Estou lendo a dissertação de
mestrado “Orígenes ensinou a reencarnação? Uma resposta às teorias
neo-gnósticas da reencarnação cristã com referência particular a Orígenes e ao
segundo concílio de Constantinopla (553)”, escrita por Dan Schlesinger. Ela foi
defendida no Departamento de Teologia e Estudos Religiosos da Universidade de
Glasgow, na Escócia, em 2016.
Trata-se de um belo texto, bem
fundamentado de um estudioso da área, simpático ao pensamento ortodoxo cristão
que entende que não se deve entender que haja reencarnação no Novo Testamento.
Há muito que comentar e discutir
na argumentação do mestre Schlesinger, se puder, vou pinçar alguns argumentos
polêmicos e comentá-los no Espiritismo Comentado.
Um ponto interessante que ele
apresenta é o que ele denomina como princípio básico de hermenêutica
(interpretação dos textos bíblicos) aceita pelos teólogos cristãos em geral: “a
escritura interpreta a escritura”. Isso significa que, como bem explica o
autor, “onde as passagens são isoladas, obscuras ou aparentemente
contraditórias”, interpreta-se levando em conta outras passagens e regras de
interpretação bíblica que se referem ao texto. Ele diz que os neo-gnósticos
(ele chama de neo-gnósticos os autores do movimento new age, e não dá mostras
de conhecer o espiritismo) fazem eisegese (interpretar um texto dando ideias do
próprio leitor) e não exegese (interpretação minuciosa do texto).
Em outras palavras, ele diz que
os membros do movimento new age fazem
uma interpretação forçada dos evangelhos para acomodar suas próprias crenças,
e, portanto, defende que a teologia tradicional não faz isso, possivelmente por
causa da coerência interna das interpretações com os textos das escrituras e
possivelmente com a tradição cristã, que supõe remontar à interpretação dos
apóstolos e dos primeiros cristãos.
Olhando com algum afastamento, acho
essa argumentação bem falaciosa, em função de alguns argumentos que passo a
apresentar.
O primeiro é que o conjunto de
livros que compõem o Novo Testamento foram objeto de escolha no final do século
IV e início do século V, por Jerônimo (considerado santo), a pedido do papa
Dâmaso I, e logo a seguir traduzidos para o latim, compondo a Vulgata.

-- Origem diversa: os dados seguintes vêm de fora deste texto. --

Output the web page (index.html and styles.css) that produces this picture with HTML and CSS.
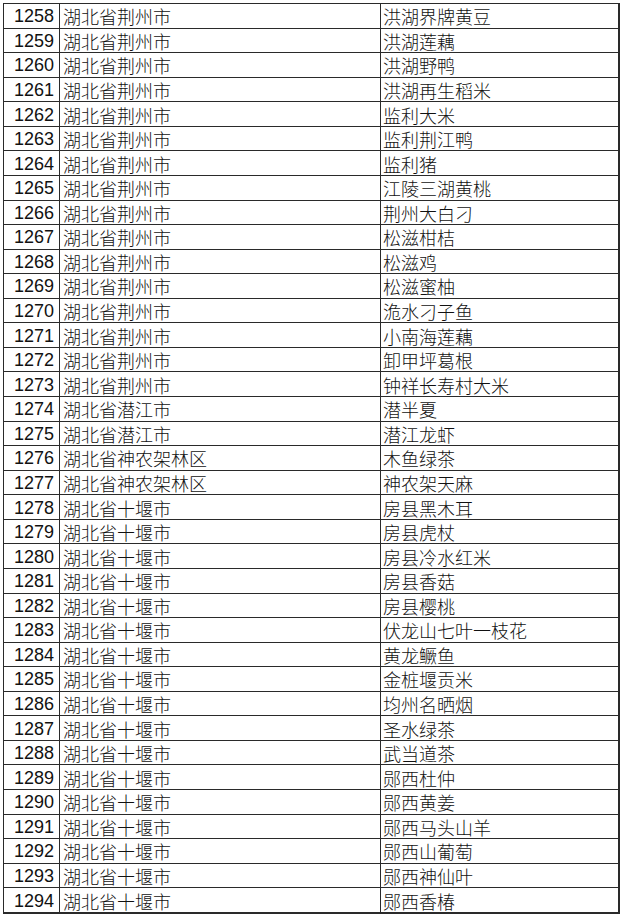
FILE: index.html
```html
<!DOCTYPE html>
<html lang="zh">
<head>
<meta charset="utf-8">
<link rel="stylesheet" href="styles.css">
</head>
<body>
<table class="list">
<colgroup><col class="c-num"><col class="c-region"><col class="c-name"></colgroup>
<tbody>
<tr><td class="num">1258</td><td class="txt">湖北省荆州市</td><td class="txt name">洪湖界牌黄豆</td></tr>
<tr><td class="num">1259</td><td class="txt">湖北省荆州市</td><td class="txt name">洪湖莲藕</td></tr>
<tr><td class="num">1260</td><td class="txt">湖北省荆州市</td><td class="txt name">洪湖野鸭</td></tr>
<tr><td class="num">1261</td><td class="txt">湖北省荆州市</td><td class="txt name">洪湖再生稻米</td></tr>
<tr><td class="num">1262</td><td class="txt">湖北省荆州市</td><td class="txt name">监利大米</td></tr>
<tr><td class="num">1263</td><td class="txt">湖北省荆州市</td><td class="txt name">监利荆江鸭</td></tr>
<tr><td class="num">1264</td><td class="txt">湖北省荆州市</td><td class="txt name">监利猪</td></tr>
<tr><td class="num">1265</td><td class="txt">湖北省荆州市</td><td class="txt name">江陵三湖黄桃</td></tr>
<tr><td class="num">1266</td><td class="txt">湖北省荆州市</td><td class="txt name">荆州大白刁</td></tr>
<tr><td class="num">1267</td><td class="txt">湖北省荆州市</td><td class="txt name">松滋柑桔</td></tr>
<tr><td class="num">1268</td><td class="txt">湖北省荆州市</td><td class="txt name">松滋鸡</td></tr>
<tr><td class="num">1269</td><td class="txt">湖北省荆州市</td><td class="txt name">松滋蜜柚</td></tr>
<tr><td class="num">1270</td><td class="txt">湖北省荆州市</td><td class="txt name">洈水刁子鱼</td></tr>
<tr><td class="num">1271</td><td class="txt">湖北省荆州市</td><td class="txt name">小南海莲藕</td></tr>
<tr><td class="num">1272</td><td class="txt">湖北省荆州市</td><td class="txt name">卸甲坪葛根</td></tr>
<tr><td class="num">1273</td><td class="txt">湖北省荆州市</td><td class="txt name">钟祥长寿村大米</td></tr>
<tr><td class="num">1274</td><td class="txt">湖北省潜江市</td><td class="txt name">潜半夏</td></tr>
<tr><td class="num">1275</td><td class="txt">湖北省潜江市</td><td class="txt name">潜江龙虾</td></tr>
<tr><td class="num">1276</td><td class="txt">湖北省神农架林区</td><td class="txt name">木鱼绿茶</td></tr>
<tr><td class="num">1277</td><td class="txt">湖北省神农架林区</td><td class="txt name">神农架天麻</td></tr>
<tr><td class="num">1278</td><td class="txt">湖北省十堰市</td><td class="txt name">房县黑木耳</td></tr>
<tr><td class="num">1279</td><td class="txt">湖北省十堰市</td><td class="txt name">房县虎杖</td></tr>
<tr><td class="num">1280</td><td class="txt">湖北省十堰市</td><td class="txt name">房县冷水红米</td></tr>
<tr><td class="num">1281</td><td class="txt">湖北省十堰市</td><td class="txt name">房县香菇</td></tr>
<tr><td class="num">1282</td><td class="txt">湖北省十堰市</td><td class="txt name">房县樱桃</td></tr>
<tr><td class="num">1283</td><td class="txt">湖北省十堰市</td><td class="txt name">伏龙山七叶一枝花</td></tr>
<tr><td class="num">1284</td><td class="txt">湖北省十堰市</td><td class="txt name">黄龙鳜鱼</td></tr>
<tr><td class="num">1285</td><td class="txt">湖北省十堰市</td><td class="txt name">金桩堰贡米</td></tr>
<tr><td class="num">1286</td><td class="txt">湖北省十堰市</td><td class="txt name">均州名晒烟</td></tr>
<tr><td class="num">1287</td><td class="txt">湖北省十堰市</td><td class="txt name">圣水绿茶</td></tr>
<tr><td class="num">1288</td><td class="txt">湖北省十堰市</td><td class="txt name">武当道茶</td></tr>
<tr><td class="num">1289</td><td class="txt">湖北省十堰市</td><td class="txt name">郧西杜仲</td></tr>
<tr><td class="num">1290</td><td class="txt">湖北省十堰市</td><td class="txt name">郧西黄姜</td></tr>
<tr><td class="num">1291</td><td class="txt">湖北省十堰市</td><td class="txt name">郧西马头山羊</td></tr>
<tr><td class="num">1292</td><td class="txt">湖北省十堰市</td><td class="txt name">郧西山葡萄</td></tr>
<tr><td class="num">1293</td><td class="txt">湖北省十堰市</td><td class="txt name">郧西神仙叶</td></tr>
<tr><td class="num">1294</td><td class="txt">湖北省十堰市</td><td class="txt name">郧西香椿</td></tr>
</tbody>
</table>
</body>
</html>
```

FILE: styles.css
```css
html, body {
  margin: 0;
  padding: 0;
  background: #fff;
}
body {
  padding: 3px 0 0 3px;
}
.list {
  border-collapse: collapse;
  table-layout: fixed;
  width: 615px;
  height: 911px;
  border: 1px solid #2a2a2a;
  border-right-width: 2px;
  border-bottom-width: 2px;
  color: #111;
}
.c-num { width: 56px; }
.c-region { width: 321px; }
.c-name { width: 238px; }
.list td {
  border: 1px solid #2a2a2a;
  padding: 1px 0 0 0;
  vertical-align: middle;
  white-space: nowrap;
}
.num {
  font-family: "Liberation Sans", Arial, sans-serif;
  font-size: 18px;
  line-height: 22px;
  text-align: right;
  padding-right: 5px !important;
}
.txt {
  font-family: "Noto Sans CJK SC", sans-serif;
  font-size: 18px;
  font-weight: 300;
  line-height: 22px;
  padding-left: 3px !important;
}
.name {
  padding-left: 2px !important;
}
```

Ele
consultou outros cânones existentes, mas teria comentado, segundo Léon Denis,
que ele estava ciente que sua escolha não seria aceita pelas diversas
comunidades cristãs ao redor do mundo na época.
O argumento que se emprega em
defesa do trabalho de Jerônimo, é que ele escolheu apenas os textos que eram
coerentes entre si, que não eram contraditórios.
Então, a regra da hermenêutica
incorre na chamada “petição de princípio”, que é uma falácia, citada pelo
próprio autor contra os “neo-gnósticos” e contra nós, porque uma pessoa
escolheu os textos da escritura, mas só se pode interpretar as passagens
obscuras usando-se os textos que ele escolheu. Em outras palavras, a compreensão
de Jerônimo e de sua tradição se torna, na verdade, um critério para a
interpretação dos evangelhos. Temos, então uma regra que impõe uma hermenêutica
dos vitoriosos da história, já que havia um número enorme de textos (como o
Pastor de Hermas que foi usado por muito tempo pelos cristãos primeiros e
depois retirado do cânone) e de interpretações (as mais “populares e
discordantes” foram consideradas heresias).
Repetindo, é um erro lógico
também chamado de circularidade. Eu só posso interpretar usando os textos que
alguém escolheu como certos porque são considerados coerentes entre si, com
critérios que Jerônimo considerou.
Esse é um ponto importante,
porque permite a consideração e análise de outros textos produzidos nos
primeiros séculos, como fontes para a compreensão do que os primeiros cristãos
pensavam, para fins do entendimento possível do que Jesus deve ter ensinado aos
apóstolos. É uma abordagem hermenêutica que inclui estudos históricos e a
necessidade de compreensão de como os grupos cristãos foram se formando, e não
apenas assume como heresias o que a ortodoxia vitoriosa assim o considera.
Por essa razão, é sensata a
recomendação de Allan Kardec que conheçamos a época e os costumes para entender
o texto bíblico e a provocação de Hermínio Miranda quando coloca no título de
seu livro sobre o cristianismo a expressão “heresia católica”.